Por Cuaderno Sandinista
En pleno siglo XXI, cuando los pueblos resisten las guerras híbridas, el hambre planificada y la manipulación mediática, surge un nuevo instrumento de agresión que amenaza la soberanía de las naciones: el deepfake. No se trata únicamente de un “juguete” digital o de un fenómeno tecnológico pasajero, sino de un arma de guerra psicológica que, en manos del imperialismo, se convierte en un proyectil contra la democracia, la dignidad y la verdad.
Los deepfakes, basados en inteligencia artificial, permiten falsificar rostros, voces y situaciones con un realismo perturbador. Si ayer las fake news eran suficientes para confundir, hoy los laboratorios del poder fabrican videos imposibles de distinguir de la realidad. Estamos frente a una maquinaria capaz de inventar pruebas, arruinar reputaciones y sembrar pánico social.
El ejemplo más brutal lo vivimos en Nuestra América: el gobierno de Venezuela denunció al secretario de Estado de EE.UU., Marco Rubio, por presentar un video manipulado con IA como “prueba” de narcotráfico. El análisis técnico demostró que se trataba de un montaje, una animación que buscaba justificar operaciones militares y sanciones económicas. En otras palabras, el deepfake se convirtió en casus belli, en excusa para la intervención y el saqueo.
Pero esta tecnología no solo se utiliza en el terreno geopolítico. En Estados Unidos se ha transformado en herramienta de acoso escolar, con adolescentes convertidos en víctimas de pornografía digital fabricada a partir de fotos inocentes. En India y Perú, mafias clonaron voces de familiares para extorsionar, logrando que madres y padres entregaran dinero bajo la amenaza de un falso secuestro. En Corea del Sur y España, la avalancha de denuncias obligó a los Estados a tipificar el deepfake pornográfico y el acoso digital como delitos graves.
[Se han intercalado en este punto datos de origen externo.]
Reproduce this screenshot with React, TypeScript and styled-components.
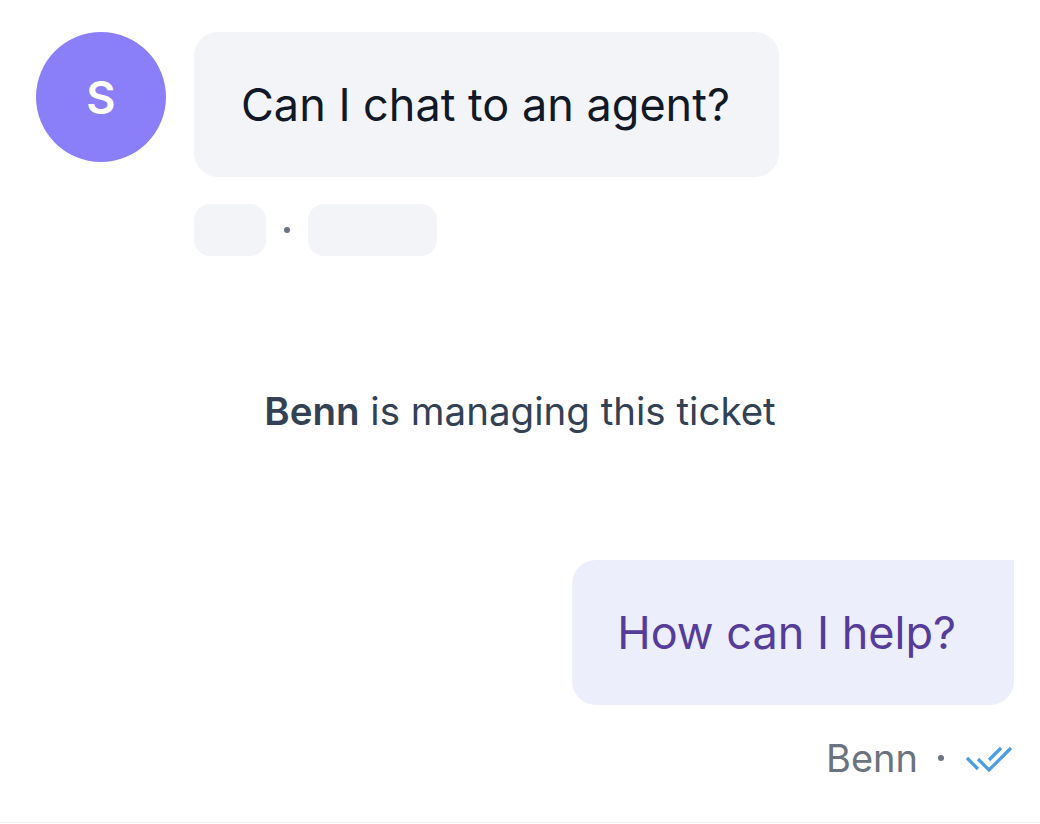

Mientras tanto, China impuso reglas estrictas: ningún deepfake puede difundirse sin consentimiento ni sin una marca visible que lo identifique.
Las democracias, ya debilitadas por el control mediático corporativo, se enfrentan ahora a un enemigo más sofisticado: la mentira digital perfecta. El imperialismo estadounidense, que no reconoce límites éticos, ha demostrado que está dispuesto a manipular incluso la realidad audiovisual para perseguir a gobiernos, dividir a los pueblos y destruir liderazgos. El caso de Marco Rubio y su montaje contra Venezuela no es un accidente: es la confirmación de que Washington busca normalizar la falsificación como método de dominación.
El peligro es enorme. Si un Estado poderoso puede fabricar evidencias con IA y presentarlas como verdad, ¿qué queda de la legalidad internacional? ¿Qué sentido tienen las resoluciones de la ONU si, como dijo el propio Rubio, “no me importa lo que diga Naciones Unidas”? El deepfake, en manos de estas élites, se convierte en un golpe mortal contra el multilateralismo, la cooperación internacional y los principios básicos de la convivencia pacífica.
Por eso, la defensa de la verdad se vuelve hoy una batalla revolucionaria. Los pueblos deben exigir controles éticos y legales sobre el uso de la IA, denunciar los intentos de manipulación y construir sus propias plataformas de verificación soberana. Nicaragua, Venezuela, Cuba y todos los países del Sur global tienen el desafío histórico de no solo resistir las agresiones tradicionales —bloqueos, sanciones, invasiones—, sino también esta nueva ofensiva digital que busca socavar la confianza social y destruir la democracia desde sus cimientos.
El deepfake puede ser una herramienta cultural o científica si se regula y se orienta al bien común. Pero bajo el puño del imperialismo, es simplemente otra máscara del terrorismo de Estado global. Como en toda época, la consigna sigue siendo la misma: defender la verdad, defender la soberanía, defender la vida.